Lá, Katrin torna-se amiga de Júlia e Pedro, passando ainda a viver na delinqüência, dentro de um marasmo sem nenhum tipo de perspectiva social. As únicas ações que quebram a inércia do grupo são as festas raves, ao som das mais pesadas (e boas) variações da música techno em pleno deserto empoeirado de Alentenjo. O próprio Luís Guerra, dançarino profissional, foi selecionado por Hugo num teste de elenco também pelos seus dons de coreógrafo.

Neste sentido, ‘Body Rice’ é um dos filmes mais precisos no registro da atmosfera que cobre o ambiente neste tipo de festa. O detalhe é que aqui fica marcado um interessante contraste entre o definhamento dos personagens com a alucinada batida por minuto das músicas de DJ alemães e de Joey Beltram que embalam a obra.
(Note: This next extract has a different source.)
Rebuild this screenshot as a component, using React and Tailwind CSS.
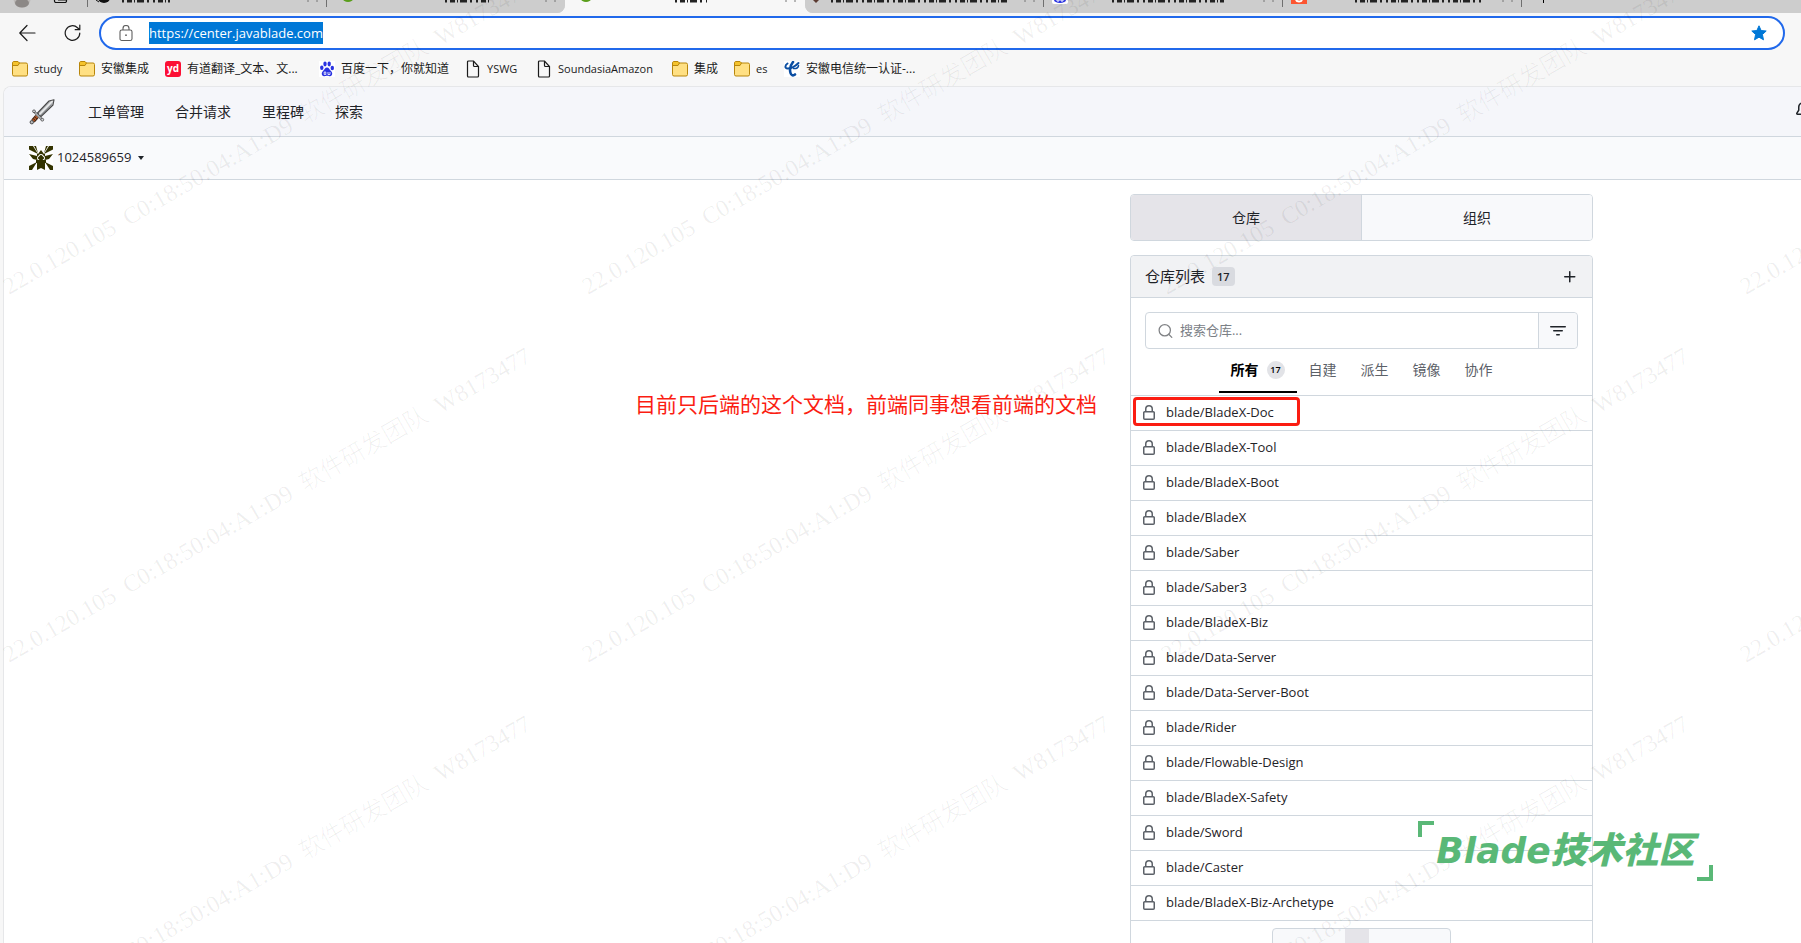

Segundo Guerra, o título inicial do filme seria ‘O Céu que Nos Impede’, além de ter sido originalmente pensado para ser fotografo em P&B por Hugo Vieira da Silva.

Sem nenhum apelo popular, ‘Body Rice’ espantou mais da metade da platéia do 17º Cine Ceará que antes, na mesma noite, parecia ter se deliciado com os qüiproquós do argentino ‘Chile 672’, da dupla de estreantes em longa-metragem Pablo Bardauil e Franco Verdoia.

Na entrevista concedida na manhã de domingo, Bardauil explicou que a história surgiu do interesse de quatro atores do teatro argentino, um deles sua própria esposa Maria Lorenzutti, em fazer um curta-metragem com aquele argumento, que Bardauil acabou desenvolvendo para um longa-metragem.

O ‘Chile’ do título é nome de uma rua no bairro de artistas e boêmios de Buenos Aires chamado Santelmo. ‘672’ é o número do prédio onde vivem os mais diversos personagens que, na descrição do próprio diretor são um motorista de transporte escolar sufocado pela própria família; uma atriz de meia-idade decadente (Lorenzutti), uma jovem reprimida sexualmente; e uma jovem italiana bastante liberada que presta favores sexuais.

Num artifício narrativo bem comum, os quatro personagens se entrecruzam e até interagem dentro de seus dramas pessoais. O filme também dedica momentos específicos para cada um deles, mas uma certa teatralidade nas performances acaba por distrair o que há de moral na problemática imposta aos personagens, deixando diluído o que se quer deixar de sério e cômico por aqui.